Invite Generations to Join in Family Giving

Editor’s Note: This blog post originally appeared here.


 

My recent trip to the Sunshine State was missing the yellow stuff as I drove in blinding rain up the coast of Florida from St. Augustine to Jacksonville. Driving a rental car, listening to directions from my tablet and not being able to see more than the lights in front of me was unsettling.

I missed a hairpin exit where the sign said to slow to 25 miles. I did see the exit, but while processing what kind of curve it was, I simply drove right by it, forcing me onto an alternate route. Two miles later, the rain had slowed, and the new route was better ‑‑ less traffic and better visibility.

The drive from St. Augustine to the airport followed a weekend of working with three generations of one family gathered for an annual meeting to make giving decisions. The entire family includes one remaining member of the first generation, six siblings and 16 grandchildren. Barely 30 percent of the living family tree had gathered this weekend – grandmother, two siblings with spouses and three grandchildren.

Of the three grandchildren who joined us, one had attended previous meetings.

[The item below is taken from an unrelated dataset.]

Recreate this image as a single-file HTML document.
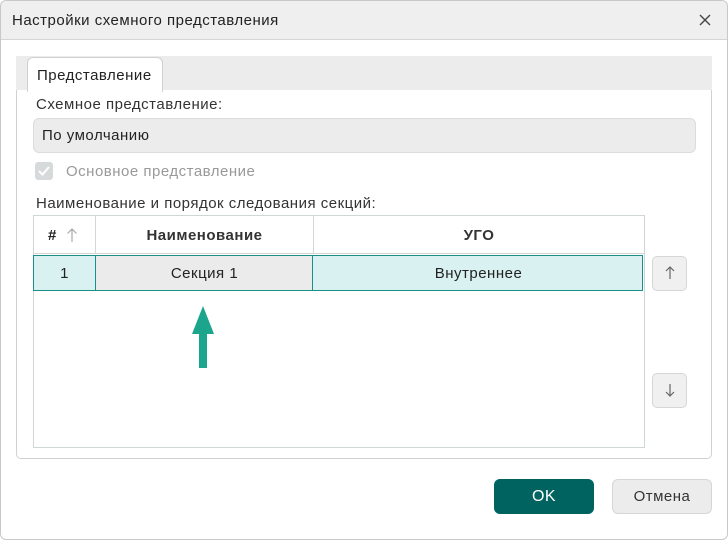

Two were curious, hoping to learn how the family worked together to accomplish this venture called a family foundation.

The first generation was just proud to see grandchildren interested, but the second generation was wrestling with how to include more of the third generation, and more importantly, what impact that would have on future giving decisions.

Family foundations are legally organized entities with specific rules, requirements and obligations. They have a board of directors commonly made up of family members. They are most often established in perpetuity, creating the eventual challenge of when and how to involve the next generation.

Giving decisions lead to writing checks, and they simply can’t be written from the grave. It’s a reality with which every foundation founder must come to terms. The same can be said for donor-advised fund holders.

Families don’t have to create legal entities to share the experience of giving together. They can use a donor-advised fund at a community foundation or a family member’s checkbook.

The choice of which way to do it should be determined by what works for the family, taking long-term intentions into account.

Let’s get back to those 16 grandchildren. Remember I said the family had six siblings? Those 16 grandchildren represent the complex extension of one family culture intertwined with spouses to create six new micro-families. Diverging opinions, choices and decisions quickly complicate what we call family when we are asking various members to think, work and decide together.

In this family, like any other, not every sibling wants to join in the work for all kinds of reasons. But again, what about that next generation? Can a family skip over the second generation and include grandchildren from across the spreading branches?

At this point, the answer may look like the exit I missed in the blinding rain. The good news is there are alternate routes to get where you are heading.

A family giving meeting can provide the perfect opportunity for the next generation to observe a family at work. It’s OK to skip a generation to the next branch of the family tree.

When the second generation doesn’t want to join in, but the grandchildren do, it can serve as a workaround solution that helps avoid the loss of entire family branches.

I’m often asked the question, “What do we do if we can’t get everyone involved?” My answer is simple – start with who is interested and begin creating your family’s shared-giving experience, focus and mission. Working together will lead to a family giving culture.

Leave the door open for late-comers and the next generation across the branches. Provide the opportunity to observe and learn about the work without promises and commitments. When someone understands the focus and mission and is still interested, then it’s appropriate to invite them to join you in the work. You may have rules to follow, or just extend a simple invitation to show up. In any event, giving well across generations can grow and strengthen the family tree.